At the beginning of his review, Tomlins highlights one of my significant points of contention. Specifically, this is that we must return to some of the metropolitan texts that sought to justify colonial activities to the English crown and especially to the wider European community. As Tomlins points out, this ‘return’ is necessary, in part, because many historians over the past two decades have come to question the role of the metropole and ideologies of empire during the colonial period.
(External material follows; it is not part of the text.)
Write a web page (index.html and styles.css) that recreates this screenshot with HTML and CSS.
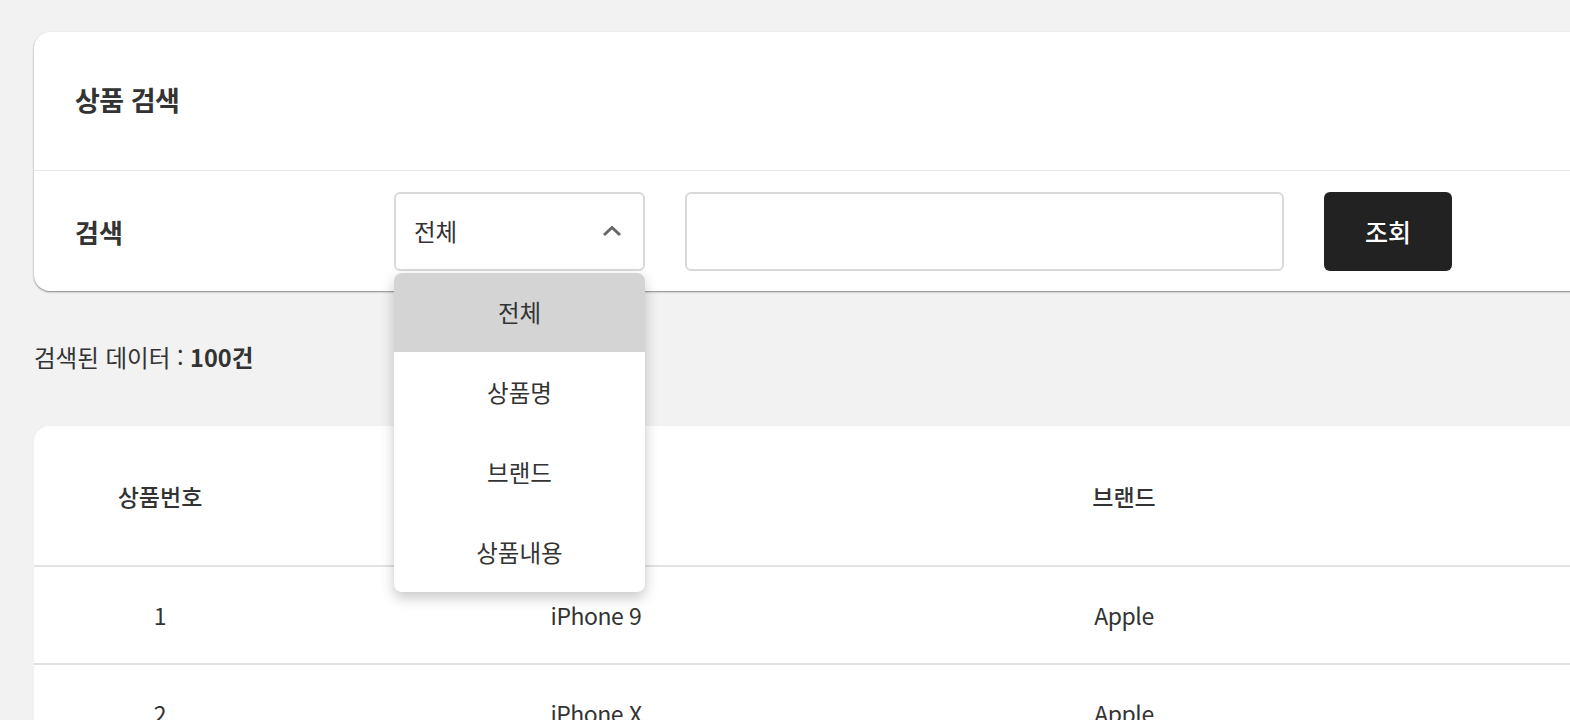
FILE: index.html
```html
<!DOCTYPE html>
<html lang="ko">
<head>
<meta charset="utf-8">
<title>상품 검색</title>
<link rel="stylesheet" href="styles.css">
</head>
<body>
<main class="page">
  <section class="card search-card">
    <header class="card-head">
      <h1 class="title">상품 검색</h1>
    </header>
    <div class="search-row">
      <span class="label">검색</span>
      <div class="select-wrap">
        <button class="select" type="button">
          <span>전체</span>
          <svg class="chev" width="20" height="14" viewBox="0 0 20 14"><path d="M2 11 L10 3.5 L18 11" fill="none" stroke="#666" stroke-width="3"/></svg>
        </button>
        <ul class="menu">
          <li class="opt active">전체</li>
          <li class="opt">상품명</li>
          <li class="opt">브랜드</li>
          <li class="opt">상품내용</li>
        </ul>
      </div>
      <input class="text-input" type="text">
      <button class="btn" type="button">조회</button>
    </div>
  </section>

  <p class="count">검색된 데이터 : <b>100건</b></p>

  <section class="card table-card">
    <table class="table">
      <colgroup>
        <col class="c1"><col class="c2"><col class="c3"><col class="c4">
      </colgroup>
      <thead>
        <tr><th>상품번호</th><th>상품명</th><th>브랜드</th><th>상품내용</th></tr>
      </thead>
      <tbody>
        <tr><td>1</td><td>iPhone 9</td><td>Apple</td><td>An apple mobile which is nothing like apple</td></tr>
        <tr><td>2</td><td>iPhone X</td><td>Apple</td><td>SIM-Free, Model A19211 6.5-inch</td></tr>
        <tr><td>3</td><td>Samsung Universe 9</td><td>Samsung</td><td>Samsung's new variant which goes beyond</td></tr>
      </tbody>
    </table>
  </section>
</main>
</body>
</html>
```

FILE: styles.css
```css
html {
  overflow: hidden;
}
body {
  margin: 0;
  background: #f2f2f2;
  font-family: "Noto Sans CJK KR", "Noto Sans", sans-serif;
  color: #333;
}
.page {
  padding: 32px 0 0 34px;
  width: 2400px;
}
.card {
  background: #fff;
  border-radius: 16px;
  width: 2366px;
}
.search-card {
  box-shadow: 0 1px 2px rgba(0, 0, 0, 0.45);
}
.card-head {
  height: 138px;
  border-bottom: 1px solid #e6e6e6;
  display: flex;
  align-items: center;
  padding: 0 41px;
}
.title {
  margin: -4px 0 0;
  font-size: 27px;
  font-weight: 700;
  letter-spacing: -0.5px;
}
.search-row {
  height: 120px;
  display: flex;
  align-items: center;
  padding-left: 41px;
}
.label {
  width: 319px;
  font-size: 26px;
  font-weight: 700;
}
.select-wrap {
  position: relative;
  width: 251px;
  height: 79px;
  margin-right: 40px;
}
.select {
  width: 100%;
  height: 100%;
  box-sizing: border-box;
  border: 2px solid #d9d9d9;
  border-radius: 6px;
  background: #fff;
  display: flex;
  align-items: center;
  justify-content: space-between;
  padding: 0 21px 0 18px;
  font-family: inherit;
  font-size: 23.5px;
  color: #333;
}
.chev {
  display: block;
}
.menu {
  position: absolute;
  top: 81px;
  left: 0;
  width: 251px;
  margin: 0;
  padding: 0;
  list-style: none;
  background: #fff;
  border-radius: 8px;
  overflow: hidden;
  box-shadow: 0 6px 14px rgba(0, 0, 0, 0.22);
  z-index: 2;
}
.opt {
  height: 79.75px;
  display: flex;
  align-items: center;
  justify-content: center;
  font-size: 23.5px;
}
.opt.active {
  background: #d4d4d4;
}
.text-input {
  width: 599px;
  height: 79px;
  box-sizing: border-box;
  border: 2px solid #d9d9d9;
  border-radius: 6px;
  margin: 0 40px 0 0;
  font-family: inherit;
  font-size: 22px;
}
.btn {
  width: 128px;
  height: 79px;
  border: 0;
  border-radius: 6px;
  background: #222;
  color: #fff;
  font-family: inherit;
  font-size: 25px;
  font-weight: 500;
}
.count {
  margin: 50px 0 53px;
  font-size: 23.5px;
  line-height: 32px;
}
.count b {
  font-weight: 700;
}
.table {
  width: 100%;
  border-collapse: collapse;
  table-layout: fixed;
}
.c1 { width: 252px; }
.c2 { width: 620px; }
.c3 { width: 436px; }
.table th {
  height: 137px;
  font-size: 23px;
  font-weight: 500;
  border-bottom: 2px solid #e2e2e2;
}
.table td {
  height: 94px;
  text-align: center;
  font-size: 23px;
  font-weight: 400;
  border-bottom: 2px solid #e2e2e2;
  letter-spacing: -0.5px;
}
```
These works, especially the stimulating and challenging writings of David Armitage and Jack P. Greene, seek either implicitly or explicitly to show that there were few ideological notions of empire in the Tudor and Stuart period and that, even if there were, the attenuated relationship between the ‘metropolitan’ centre and the ‘colonial’ peripheries meant that the former had little overall impact on the latter (1). One of the implications of this body of scholarship is the belief that if we are to understand the legal and cultural development of colonial America before 1776, we must look to on-the-ground agents, rather than the speculations and expectations of distant and largely ineffective observers from across the ocean. It is important to point out that my desire to reintegrate these intellectual metropolitan texts has been preceded recently by the work of, for example, Armitage, Michael Braddick, Andrew Fitzmaurice, Elizabeth Mancke, and Anthony Pagden (2).
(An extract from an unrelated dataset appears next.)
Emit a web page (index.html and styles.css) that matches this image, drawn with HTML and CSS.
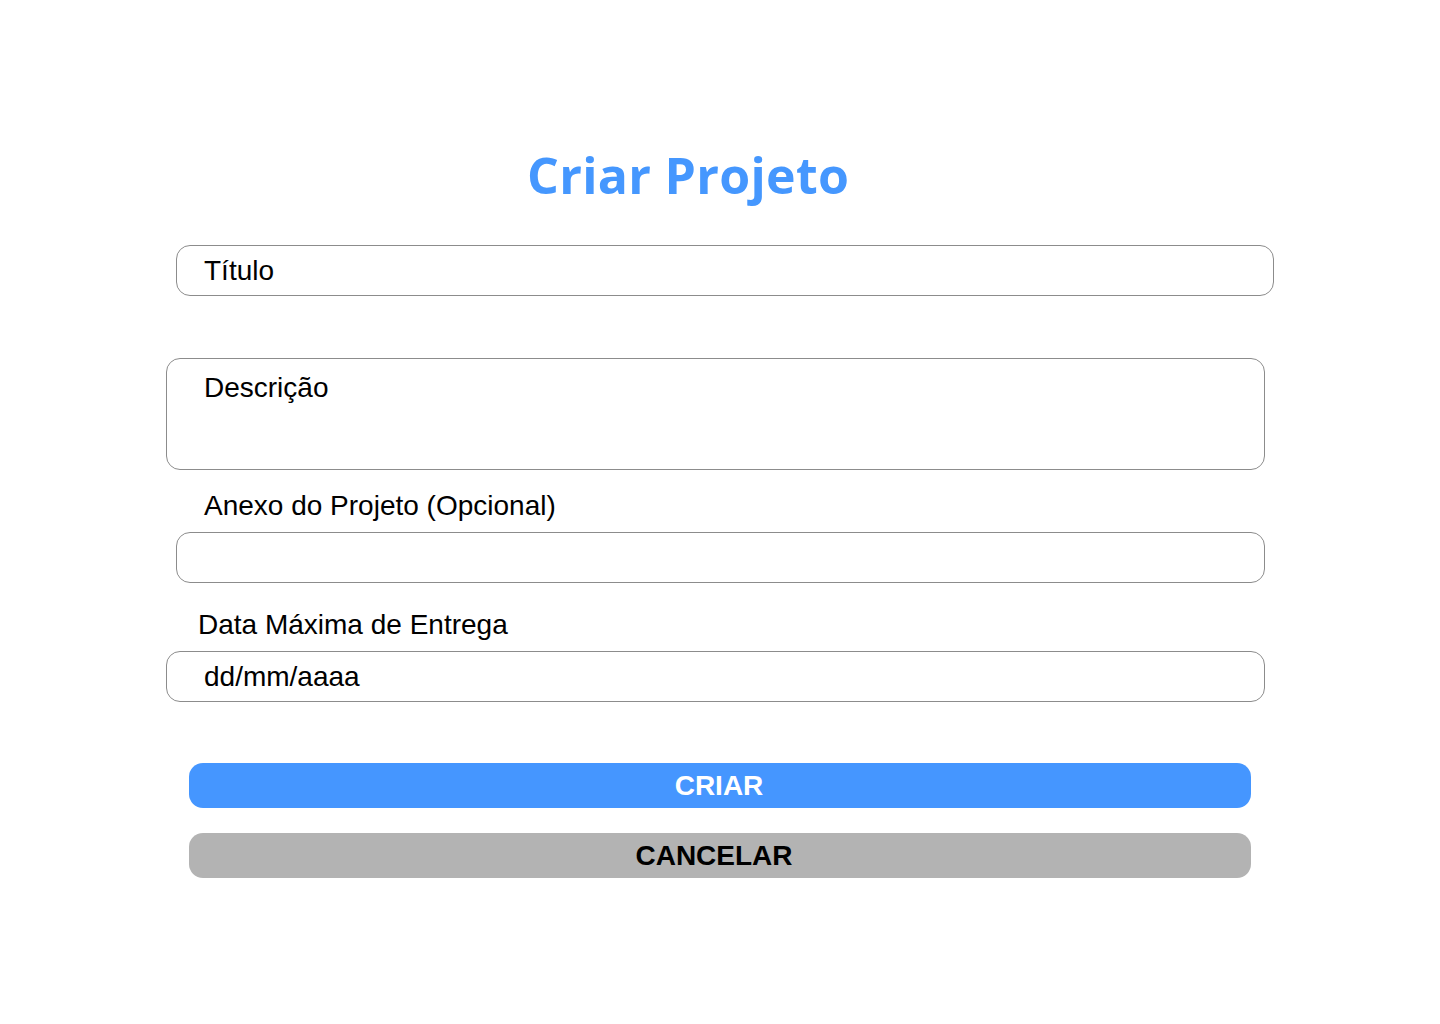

I should also emphasize that my argument is not that the ‘metropolitan centre’ had greater impact in America than has been recently recognized. In general, I agree that this relationship was attenuated for all of the reasons stated by other scholars, including a weak, generally laissez-faire centralized government and strong, independent colonial councils and legislative assemblies that eschewed central authority. Instead, I argue that, for reasons associated with its historical and legal supervisory role over the entire composite monarchy, which included its American peripheries, the ‘imperial centre’ (the crown rather than the metropolis, the monarch and privy council rather than the London merchant elite and Parliament), was involved in ways that have not been well recognized by modern historians. As Tomlins has very capably summarized, the use of Roman law was required both because it (as opposed to domestic English common law) provided the only legal framework by which the crown could supervise its entire empire and because these legal resources were, generally, recognized throughout Europe.
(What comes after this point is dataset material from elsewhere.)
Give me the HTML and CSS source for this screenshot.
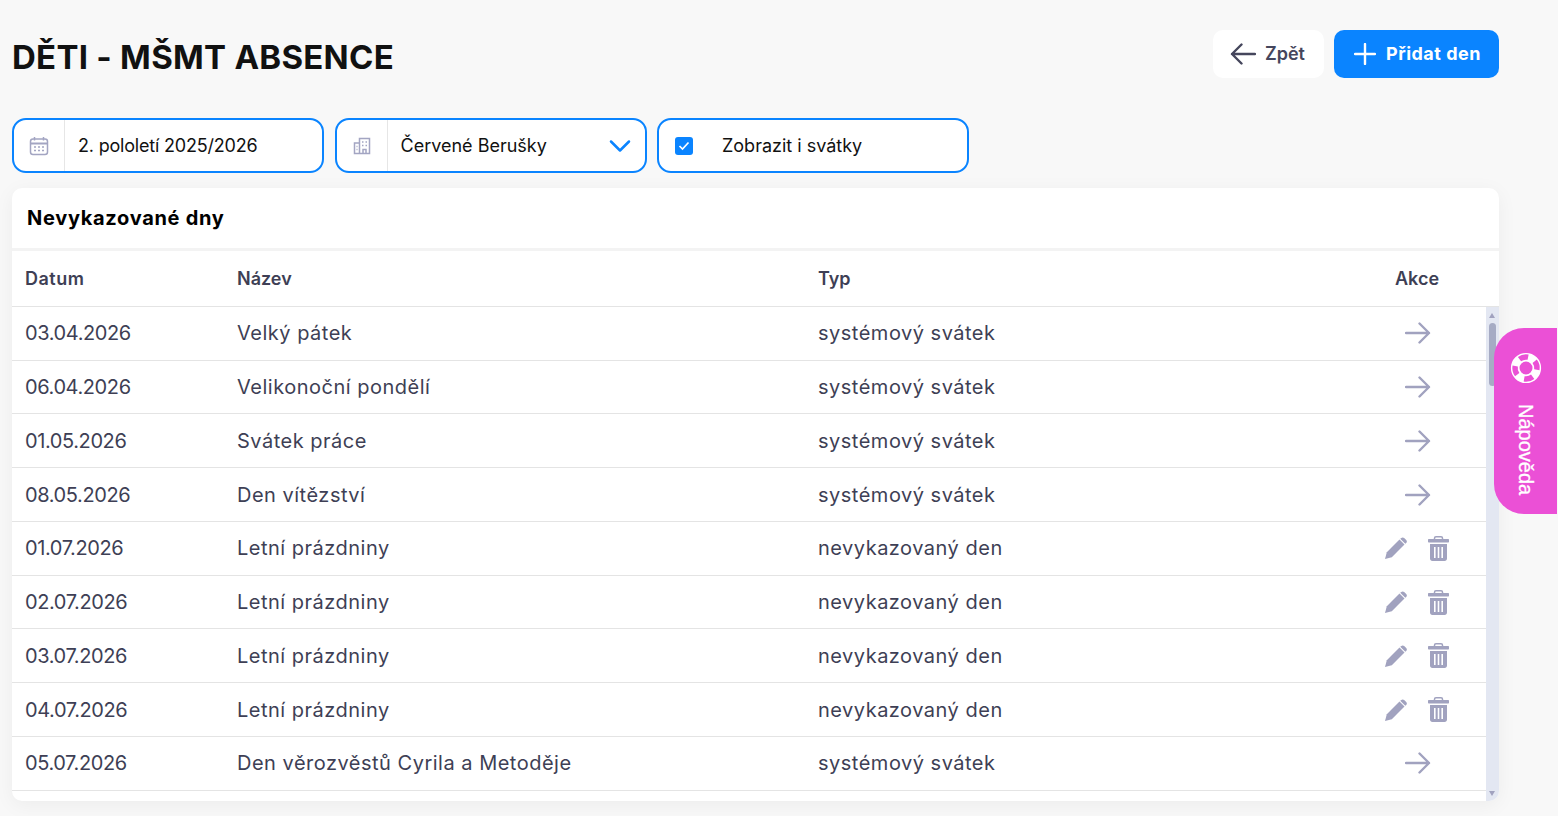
FILE: index.html
```html
<!DOCTYPE html>
<html lang="cs">
<head>
    <meta charset="utf-8">
    <title>Děti - MŠMT absence</title>
    <link rel="stylesheet" href="styles.css">
</head>
<body>
    <svg class="icon-defs" width="0" height="0">
        <symbol id="i-arrow" viewBox="0 0 26 22">
            <path d="M1 11h23M14.500 1.500L24 11l-9.500 9.500" fill="none" stroke="currentColor" stroke-width="2.400" stroke-linecap="round" stroke-linejoin="round"/>
        </symbol>
        <symbol id="i-pen" viewBox="0 0 22 22">
            <path d="M0 22l1.800-6.800L14.500 2.500l5 5L6.800 20.200z" fill="currentColor"/>
            <path d="M16 1.200c1-1 2.300-1 3.200-.2l2 2c.9.900.9 2.200 0 3.100L20.300 6.800l-5.100-5z" fill="currentColor"/>
        </symbol>
        <symbol id="i-bin" viewBox="0 0 21 25">
            <path d="M6.500 3.500V2.200C6.500 1.300 7.200.8 8 .8h5c.8 0 1.500.5 1.500 1.400v1.300" fill="none" stroke="currentColor" stroke-width="1.500"/>
            <path d="M1 3h19c.6 0 1 .4 1 1v1.800c0 .4-.3.700-.7.700H.7c-.4 0-.7-.3-.7-.7V4c0-.6.400-1 1-1z" fill="currentColor"/>
            <path fill-rule="evenodd" d="M2 8h17v14.500c0 1.400-1 2.500-2.400 2.500H4.400C3 25 2 23.900 2 22.500zM6 11v11h1.600V11zM9.700 11v11h1.600V11zM13.400 11v11H15V11z" fill="currentColor"/>
        </symbol>
    </svg>

    <header class="page-head">
        <h1>DĚTI - MŠMT ABSENCE</h1>
        <div class="head-actions">
            <button class="btn btn-back">
                <svg class="btn-icon" viewBox="0 0 26 22"><path d="M25 11H2M11.500 1.500L2 11l9.500 9.500" fill="none" stroke="currentColor" stroke-width="2.400" stroke-linecap="round" stroke-linejoin="round"/></svg>
                <span class="btn-text">Zpět</span>
            </button>
            <button class="btn btn-add">
                <svg class="btn-icon" viewBox="0 0 22 22"><path d="M11 1v20M1 11h20" fill="none" stroke="currentColor" stroke-width="2.400" stroke-linecap="round"/></svg>
                <span class="btn-text">Přidat den</span>
            </button>
        </div>
    </header>

    <div class="filters">
        <div class="filter">
            <span class="filter-addon">
                <svg width="20" height="20" viewBox="0 0 20 20" fill="none" stroke="#a3a5c2" stroke-width="1.500">
                    <rect x="1.500" y="3" width="17" height="15.500" rx="2.500"/>
                    <path d="M1.500 7.500h17" stroke-width="2"/>
                    <path d="M5.500 1v3.500M14.500 1v3.500"/>
                    <path d="M5 11h2M9 11h2M13 11h2M5 14.500h2M9 14.500h2M13 14.500h2" stroke-width="1.600"/>
                </svg>
            </span>
            <span class="filter-value filter-term">2. pololetí 2025/2026</span>
        </div>
        <div class="filter">
            <span class="filter-addon">
                <svg width="18" height="18" viewBox="0 0 18 18" fill="none" stroke="#a3a5c2" stroke-width="1.500">
                    <path d="M6.500 1.500h10v15h-10zM1.500 6h5v10.500h-5z"/>
                    <path d="M9 5h1.500M12.500 5H14M9 8.500h1.500M12.500 8.500H14M3.500 9.500h1M3.500 12.500h1"/>
                    <path d="M10 16.500v-4h3v4"/>
                </svg>
            </span>
            <span class="filter-value">Červené Berušky</span>
            <svg class="chevron" width="22" height="14" viewBox="0 0 22 14"><path d="M2 2.500l9 9 9-9" fill="none" stroke="#0a84ff" stroke-width="2.500" stroke-linecap="round" stroke-linejoin="round"/></svg>
        </div>
        <label class="filter filter-check">
            <span class="checkbox">
                <svg width="12" height="10" viewBox="0 0 12 10"><path d="M1.500 5l3 3 6-6.500" fill="none" stroke="#fff" stroke-width="1.700"/></svg>
            </span>
            <span class="filter-value">Zobrazit i svátky</span>
        </label>
    </div>

    <section class="card">
        <h2 class="card-title">Nevykazované dny</h2>
        <div class="table-head row">
            <div>Datum</div>
            <div>Název</div>
            <div>Typ</div>
            <div class="cell-action">Akce</div>
        </div>
        <div class="table-wrap">
            <div class="table-body">
                <div class="row">
                    <div>03.04.2026</div><div>Velký pátek</div><div>systémový svátek</div>
                    <div class="cell-action"><svg class="ic-arrow"><use href="#i-arrow"/></svg></div>
                </div>
                <div class="row">
                    <div>06.04.2026</div><div>Velikonoční pondělí</div><div>systémový svátek</div>
                    <div class="cell-action"><svg class="ic-arrow"><use href="#i-arrow"/></svg></div>
                </div>
                <div class="row">
                    <div>01.05.2026</div><div>Svátek práce</div><div>systémový svátek</div>
                    <div class="cell-action"><svg class="ic-arrow"><use href="#i-arrow"/></svg></div>
                </div>
                <div class="row">
                    <div>08.05.2026</div><div>Den vítězství</div><div>systémový svátek</div>
                    <div class="cell-action"><svg class="ic-arrow"><use href="#i-arrow"/></svg></div>
                </div>
                <div class="row">
                    <div>01.07.2026</div><div>Letní prázdniny</div><div>nevykazovaný den</div>
                    <div class="cell-action"><svg class="ic-pen"><use href="#i-pen"/></svg><svg class="ic-bin"><use href="#i-bin"/></svg></div>
                </div>
                <div class="row">
                    <div>02.07.2026</div><div>Letní prázdniny</div><div>nevykazovaný den</div>
                    <div class="cell-action"><svg class="ic-pen"><use href="#i-pen"/></svg><svg class="ic-bin"><use href="#i-bin"/></svg></div>
                </div>
                <div class="row">
                    <div>03.07.2026</div><div>Letní prázdniny</div><div>nevykazovaný den</div>
                    <div class="cell-action"><svg class="ic-pen"><use href="#i-pen"/></svg><svg class="ic-bin"><use href="#i-bin"/></svg></div>
                </div>
                <div class="row">
                    <div>04.07.2026</div><div>Letní prázdniny</div><div>nevykazovaný den</div>
                    <div class="cell-action"><svg class="ic-pen"><use href="#i-pen"/></svg><svg class="ic-bin"><use href="#i-bin"/></svg></div>
                </div>
                <div class="row">
                    <div>05.07.2026</div><div>Den věrozvěstů Cyrila a Metoděje</div><div>systémový svátek</div>
                    <div class="cell-action"><svg class="ic-arrow"><use href="#i-arrow"/></svg></div>
                </div>
            </div>
            <div class="scrollbar">
                <span class="scroll-up"></span>
                <span class="scroll-thumb"></span>
                <span class="scroll-down"></span>
            </div>
        </div>
    </section>

    <!-- Help tab fixed on the right edge -->
    <a class="help-tab">
        <svg width="32" height="32" viewBox="0 0 32 32" fill="none">
            <circle cx="16" cy="16" r="10.800" stroke="#fff" stroke-width="8.600"/>
            <g transform="rotate(-38 16 16)">
                <circle cx="16" cy="16" r="11" stroke="#eb50d6" stroke-width="5.400" stroke-dasharray="9 8.280"/>
            </g>
        </svg>
        <span class="help-label">Nápověda</span>
    </a>
</body>
</html>
```

FILE: styles.css
```css
/* Basic page styling */
html, body {
    height: 100%;
}

body {
    margin: 0;
    padding: 30px 59px 15px 12px;
    box-sizing: border-box;
    display: flex;
    flex-direction: column;
    overflow: hidden;
    background-color: #f8f8f8;
    font-family: Inter, "Open Sans", sans-serif;
    color: #3e3f55;
}

.icon-defs {
    position: absolute;
}

/* Page header */
.page-head {
    display: flex;
    justify-content: space-between;
    height: 48px;
    margin-bottom: 40px;
}

h1 {
    margin: 6px 0 0;
    font-size: 33px;
    line-height: 42px;
    font-weight: 700;
    letter-spacing: 0.27px;
    color: #111;
}

.head-actions {
    display: flex;
    gap: 10px;
}

.btn {
    display: flex;
    align-items: center;
    height: 48px;
    border: 0;
    border-radius: 10px;
    font-family: inherit;
    font-size: 18px;
    font-weight: 600;
}

.btn-text {
    margin-top: -2px;
}

.btn-back {
    width: 111px;
    padding: 0 0 0 17px;
    gap: 9px;
    background: #fff;
    color: #45465c;
}

.btn-back .btn-icon {
    width: 26px;
    height: 22px;
}

.btn-add {
    width: 165px;
    padding: 0 0 0 20px;
    gap: 10px;
    background: #0a84ff;
    color: #fff;
    font-weight: 700;
    letter-spacing: 0.5px;
}

.btn-add .btn-icon {
    width: 22px;
    height: 22px;
}

/* Filter row */
.filters {
    display: flex;
    gap: 10.5px;
    margin-bottom: 15px;
}

.filter {
    display: flex;
    align-items: center;
    box-sizing: border-box;
    width: 312px;
    height: 55px;
    border: 2px solid #0a84ff;
    border-radius: 14px;
    background: #fff;
    color: #111;
    font-size: 18px;
}

.filter-addon {
    display: flex;
    align-items: center;
    justify-content: center;
    flex: none;
    width: 50px;
    height: 100%;
    border-right: 1px solid #e6e6e6;
}

.filter-value {
    flex: 1;
    padding-left: 13px;
}

.filter-term {
    letter-spacing: -0.2px;
}

.chevron {
    margin-right: 14px;
}

.filter-check {
    padding-left: 16px;
}

.filter-check .filter-value {
    padding-left: 29px;
}

.checkbox {
    display: flex;
    align-items: center;
    justify-content: center;
    width: 18px;
    height: 18px;
    border-radius: 3px;
    background: #0a84ff;
}

/* Card with the table */
.card {
    flex: 1;
    display: flex;
    flex-direction: column;
    min-height: 0;
    overflow: hidden;
    border-radius: 10px;
    background: #fff;
    box-shadow: 0 4px 20px rgba(0,0,0,0.05);
}

.card-title {
    height: 63px;
    margin: 0;
    padding-left: 15px;
    box-sizing: border-box;
    border-bottom: 3px solid #f3f3f3;
    font-size: 20px;
    line-height: 60px;
    font-weight: 700;
    letter-spacing: 0.7px;
    color: #000;
}

.row {
    display: grid;
    grid-template-columns: 212px 581px 1fr 138px;
    align-items: center;
    height: 53.75px;
    box-sizing: border-box;
    border-bottom: 1px solid #e4e4e4;
    font-size: 20px;
    letter-spacing: 0.5px;
}

.row > div {
    padding-left: 13px;
}

.table-body .row > div:first-child {
    letter-spacing: -0.4px;
}

.table-head {
    flex: none;
    height: 55.9px;
    padding-right: 13px;
    font-size: 18px;
    font-weight: 600;
    letter-spacing: 0;
}

.table-head > div:first-child {
    letter-spacing: 0.5px;
}

.row > .cell-action {
    display: flex;
    align-items: center;
    justify-content: center;
    gap: 21px;
    padding-left: 0;
}

.ic-arrow {
    width: 26px;
    height: 22px;
    margin-left: 1px;
    color: #a1a2bf;
}

.ic-pen {
    width: 22px;
    height: 22px;
    color: #a1a2bf;
}

.ic-bin {
    width: 21px;
    height: 25px;
    color: #a1a2bf;
}

.table-wrap {
    flex: 1;
    display: flex;
    min-height: 0;
}

.table-body {
    flex: 1;
    overflow: hidden;
}

/* Scrollbar on the right of the table */
.scrollbar {
    position: relative;
    flex: none;
    width: 13px;
    background: #e3e7f2;
}

.scroll-up, .scroll-down {
    position: absolute;
    left: 3px;
    width: 0;
    height: 0;
    border-left: 3.5px solid transparent;
    border-right: 3.5px solid transparent;
}

.scroll-up {
    top: 6px;
    border-bottom: 5px solid #a1a2bf;
}

.scroll-down {
    bottom: 5px;
    border-top: 5px solid #a1a2bf;
}

.scroll-thumb {
    position: absolute;
    top: 16px;
    left: 3px;
    width: 7px;
    height: 63px;
    border-radius: 4px;
    background: #a6abc4;
}

/* Help tab */
.help-tab {
    position: fixed;
    top: 328px;
    right: 1px;
    display: flex;
    flex-direction: column;
    align-items: center;
    box-sizing: border-box;
    width: 63px;
    height: 186px;
    padding-top: 24px;
    border-radius: 30px 0 0 30px;
    background: #eb50d6;
    color: #fff;
}

.help-label {
    margin-top: 20px;
    writing-mode: vertical-rl;
    font-family: "Liberation Sans", Arial, sans-serif;
    font-size: 20px;
    -webkit-text-stroke: 0.3px #fff;
}
```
In this precise context, my stated purpose, ‘to bring the crown and empire back in’—although, as Tomlins points out, it is a cliché—is important and central to my thesis. As I have already implied, both ‘crown’ and ‘empire’ have recently fallen out of favour. The former has done so because of the remarkable body of literature that, looking forward to the ideological origins of the American Revolution, investigates the role of Parliament rather than the crown in especially post-Restoration colonial affairs (3). The exclusion of ‘empire’ of late is the result of its overzealous and anachronistic use by past generations of historians, and because—following Armitage and others—of the belief that overseas activities until at least 1680 were colonial and commercial but not imperial. My argument is that the reintroduction of these terms (and, in the case of empire, redefinition, following Pagden and James Muldoon) is essential to a proper understanding of the legal foundations of, and justifications for, English activities in America (4). Regardless of the crown’s often indifferent attitude toward colonial activities and toward controlling a vast, hegemonic empire, from a legal viewpoint colonial affairs that were not officially and demonstrably authorized by, and taken into the perpetual protection of, a Christian, independent sovereign (that is, a person in whom was bestowed imperium), were extremely tenuous and not likely to gain recognition within the supranational community. Tomlins might also have pointed out an even more contestable cliché found in the same sentence, the now-common misappropriation of Richard White’s ‘middle ground’ (5). This was intended to indicate my central purpose of navigating between ‘imperial’ and ‘anti-imperial’ schools of historians through a process of redefinition and reconceptualization based on contemporary, rather than modern, epistemologies (p. 7). Thus, the purpose was ‘to bring the crown and empire back in’, but not to advocate an old-fashioned view of a Tudor-Stuart ‘British Empire’.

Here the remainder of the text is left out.